Reuse the code above but isntert the new parameters suggested here to make a simulation of 1000 mothers and daugthers. Make a correlation plot and add titles and labels to the axis:

### Creating multiple correlated datasets

Imagine now if we were asked to create a series of correlated datasets. Not one, nottwo, more than that.

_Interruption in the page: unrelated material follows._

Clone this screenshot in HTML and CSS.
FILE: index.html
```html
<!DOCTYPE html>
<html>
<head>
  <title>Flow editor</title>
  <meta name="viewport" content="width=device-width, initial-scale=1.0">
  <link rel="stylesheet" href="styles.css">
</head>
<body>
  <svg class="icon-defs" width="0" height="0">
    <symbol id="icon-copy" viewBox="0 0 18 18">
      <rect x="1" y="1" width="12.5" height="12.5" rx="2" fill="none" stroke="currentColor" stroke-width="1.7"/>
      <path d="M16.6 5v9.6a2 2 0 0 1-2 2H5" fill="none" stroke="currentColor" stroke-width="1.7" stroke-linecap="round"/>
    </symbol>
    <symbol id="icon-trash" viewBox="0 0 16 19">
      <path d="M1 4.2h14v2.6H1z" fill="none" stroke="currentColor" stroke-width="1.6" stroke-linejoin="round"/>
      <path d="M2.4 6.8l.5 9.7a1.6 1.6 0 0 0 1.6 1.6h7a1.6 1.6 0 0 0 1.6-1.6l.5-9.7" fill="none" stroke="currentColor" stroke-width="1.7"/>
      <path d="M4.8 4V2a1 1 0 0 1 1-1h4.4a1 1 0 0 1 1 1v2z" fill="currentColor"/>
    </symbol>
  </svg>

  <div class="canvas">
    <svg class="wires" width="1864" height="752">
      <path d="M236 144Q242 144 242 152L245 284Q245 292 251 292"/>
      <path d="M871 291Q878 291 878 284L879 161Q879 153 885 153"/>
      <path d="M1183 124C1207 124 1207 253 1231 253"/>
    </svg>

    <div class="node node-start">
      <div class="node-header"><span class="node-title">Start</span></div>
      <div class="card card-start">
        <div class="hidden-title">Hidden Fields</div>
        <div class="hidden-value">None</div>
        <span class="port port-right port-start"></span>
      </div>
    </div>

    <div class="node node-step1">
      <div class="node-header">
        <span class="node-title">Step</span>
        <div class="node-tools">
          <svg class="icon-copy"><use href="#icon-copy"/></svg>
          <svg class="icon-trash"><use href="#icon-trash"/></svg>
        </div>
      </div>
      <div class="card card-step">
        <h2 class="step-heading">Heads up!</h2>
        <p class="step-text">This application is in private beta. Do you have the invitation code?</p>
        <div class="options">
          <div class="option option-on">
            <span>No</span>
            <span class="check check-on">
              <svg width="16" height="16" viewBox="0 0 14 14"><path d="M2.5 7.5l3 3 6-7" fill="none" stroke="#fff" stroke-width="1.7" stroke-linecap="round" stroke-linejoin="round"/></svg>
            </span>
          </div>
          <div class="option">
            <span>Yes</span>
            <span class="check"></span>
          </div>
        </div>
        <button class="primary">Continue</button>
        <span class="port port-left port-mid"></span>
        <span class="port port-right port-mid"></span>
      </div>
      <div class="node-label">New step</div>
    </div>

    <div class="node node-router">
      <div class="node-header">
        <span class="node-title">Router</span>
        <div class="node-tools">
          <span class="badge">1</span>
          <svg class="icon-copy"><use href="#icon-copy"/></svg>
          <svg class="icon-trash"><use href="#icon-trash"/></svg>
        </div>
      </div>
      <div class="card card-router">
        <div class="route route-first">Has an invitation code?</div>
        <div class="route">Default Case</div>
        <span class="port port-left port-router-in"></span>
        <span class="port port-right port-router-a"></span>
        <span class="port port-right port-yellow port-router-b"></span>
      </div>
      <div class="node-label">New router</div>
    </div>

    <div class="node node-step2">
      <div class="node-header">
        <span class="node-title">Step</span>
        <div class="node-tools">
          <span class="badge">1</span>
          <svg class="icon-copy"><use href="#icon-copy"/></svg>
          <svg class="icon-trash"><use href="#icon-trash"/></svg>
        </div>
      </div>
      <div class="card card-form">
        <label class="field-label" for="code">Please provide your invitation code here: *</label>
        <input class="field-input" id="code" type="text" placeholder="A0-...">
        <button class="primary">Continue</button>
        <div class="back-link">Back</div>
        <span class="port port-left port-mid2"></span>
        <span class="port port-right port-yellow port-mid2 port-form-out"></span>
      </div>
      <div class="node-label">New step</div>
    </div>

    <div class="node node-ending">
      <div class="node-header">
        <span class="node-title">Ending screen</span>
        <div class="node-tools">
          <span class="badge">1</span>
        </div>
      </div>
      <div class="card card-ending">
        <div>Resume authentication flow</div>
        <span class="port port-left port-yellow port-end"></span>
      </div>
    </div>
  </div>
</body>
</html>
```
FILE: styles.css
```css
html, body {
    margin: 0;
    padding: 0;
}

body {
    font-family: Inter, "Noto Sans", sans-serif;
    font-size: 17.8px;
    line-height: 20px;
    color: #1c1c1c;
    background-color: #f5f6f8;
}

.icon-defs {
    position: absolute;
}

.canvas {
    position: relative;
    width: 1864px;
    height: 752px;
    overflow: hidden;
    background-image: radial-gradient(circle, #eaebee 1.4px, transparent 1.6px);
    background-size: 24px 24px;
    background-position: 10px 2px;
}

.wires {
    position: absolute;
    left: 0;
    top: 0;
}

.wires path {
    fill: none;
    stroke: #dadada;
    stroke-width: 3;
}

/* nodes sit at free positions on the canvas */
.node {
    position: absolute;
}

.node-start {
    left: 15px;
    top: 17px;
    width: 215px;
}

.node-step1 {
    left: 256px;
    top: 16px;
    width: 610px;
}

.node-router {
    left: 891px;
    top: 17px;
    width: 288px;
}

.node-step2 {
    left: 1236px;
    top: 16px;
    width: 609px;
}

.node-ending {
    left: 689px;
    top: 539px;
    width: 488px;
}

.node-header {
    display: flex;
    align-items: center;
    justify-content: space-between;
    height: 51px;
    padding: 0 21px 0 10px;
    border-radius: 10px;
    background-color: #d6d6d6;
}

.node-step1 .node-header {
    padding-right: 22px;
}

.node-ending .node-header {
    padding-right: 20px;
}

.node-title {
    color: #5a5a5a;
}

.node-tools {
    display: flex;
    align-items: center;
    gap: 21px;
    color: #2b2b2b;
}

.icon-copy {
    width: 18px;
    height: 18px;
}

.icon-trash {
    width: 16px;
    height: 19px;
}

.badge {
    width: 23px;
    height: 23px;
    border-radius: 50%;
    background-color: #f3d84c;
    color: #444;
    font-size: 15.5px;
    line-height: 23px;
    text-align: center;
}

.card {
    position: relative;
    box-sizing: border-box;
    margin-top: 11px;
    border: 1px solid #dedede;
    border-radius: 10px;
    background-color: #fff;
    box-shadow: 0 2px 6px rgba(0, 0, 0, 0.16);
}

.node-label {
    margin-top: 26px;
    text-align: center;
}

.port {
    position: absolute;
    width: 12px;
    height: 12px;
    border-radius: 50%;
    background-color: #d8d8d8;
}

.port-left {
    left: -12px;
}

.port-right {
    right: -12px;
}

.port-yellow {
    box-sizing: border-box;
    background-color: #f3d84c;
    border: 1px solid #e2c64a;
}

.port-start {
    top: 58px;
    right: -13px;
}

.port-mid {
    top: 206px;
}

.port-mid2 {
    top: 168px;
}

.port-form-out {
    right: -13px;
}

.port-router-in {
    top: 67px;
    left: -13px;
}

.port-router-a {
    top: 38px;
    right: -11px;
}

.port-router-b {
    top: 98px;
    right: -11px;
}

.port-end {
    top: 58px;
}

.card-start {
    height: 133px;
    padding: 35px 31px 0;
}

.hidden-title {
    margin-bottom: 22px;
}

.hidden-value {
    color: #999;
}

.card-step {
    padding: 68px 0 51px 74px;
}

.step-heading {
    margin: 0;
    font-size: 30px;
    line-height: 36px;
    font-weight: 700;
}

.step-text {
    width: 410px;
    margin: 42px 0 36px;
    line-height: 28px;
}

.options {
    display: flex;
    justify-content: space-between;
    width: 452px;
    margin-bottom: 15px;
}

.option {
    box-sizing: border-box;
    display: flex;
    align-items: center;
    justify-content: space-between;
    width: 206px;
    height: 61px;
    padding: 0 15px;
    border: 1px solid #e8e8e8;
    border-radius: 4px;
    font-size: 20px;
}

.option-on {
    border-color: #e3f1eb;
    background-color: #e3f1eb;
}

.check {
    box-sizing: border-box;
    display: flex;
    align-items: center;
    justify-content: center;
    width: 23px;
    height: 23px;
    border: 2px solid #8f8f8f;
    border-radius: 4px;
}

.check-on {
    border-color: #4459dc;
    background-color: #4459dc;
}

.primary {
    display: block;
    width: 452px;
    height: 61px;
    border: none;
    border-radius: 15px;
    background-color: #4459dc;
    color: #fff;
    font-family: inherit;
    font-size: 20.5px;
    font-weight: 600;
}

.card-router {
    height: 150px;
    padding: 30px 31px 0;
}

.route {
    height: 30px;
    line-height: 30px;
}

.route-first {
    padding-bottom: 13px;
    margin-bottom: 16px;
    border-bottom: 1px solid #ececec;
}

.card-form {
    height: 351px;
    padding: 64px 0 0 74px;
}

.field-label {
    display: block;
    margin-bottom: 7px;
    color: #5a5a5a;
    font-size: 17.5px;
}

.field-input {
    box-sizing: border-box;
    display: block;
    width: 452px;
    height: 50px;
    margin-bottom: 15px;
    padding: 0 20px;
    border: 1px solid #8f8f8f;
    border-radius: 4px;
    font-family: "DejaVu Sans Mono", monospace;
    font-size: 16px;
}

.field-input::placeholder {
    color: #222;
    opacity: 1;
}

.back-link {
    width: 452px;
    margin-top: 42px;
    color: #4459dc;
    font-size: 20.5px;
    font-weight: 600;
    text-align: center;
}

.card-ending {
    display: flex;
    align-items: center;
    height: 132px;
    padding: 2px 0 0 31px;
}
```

Once the basic code used to build one is known. The rest of the datasets can be generated reusing the same code and putting the code inside a loop. Below we will show how to create 5 datasets using a `while` loop.

In [None]:
counter = 0;
n_datasets = 5;
siz_datasets = 1000;

x_mu = 180;  # mean height of the USA presidents 
y_mu = 170;  # mean height of the first ladies
x_var = 1.5; # the variance of the first dataset
y_var = 1.5; # the variance of the second dataset
cov = 0.85; # this is the covariance (can be thought of as correlation)

# covariance matrix
cov_m = [[x_var, cov],
         [cov, y_var]]

while counter < n_datasets :
    data = multivariate_normal([x_mu, y_mu], 
                               cov_m, 
                               size=siz_datasets)
    x, y = data[:,0], data[:,1]
    counter = counter + 1

    # Make a plot, show it, wait some time
    print("Plotting dataset: ", counter)
    plt.scatter(x, y);
    plt.show() ;
    plt.pause(0.05)

else:
    print("DONE Plotting datasets!")

$\color{blue}{\text{Complete the following exercise.}}$

  - Use subplot to organize the plots made using the code about. in other words, repeate the plotting made above but organzie the plots using subplot.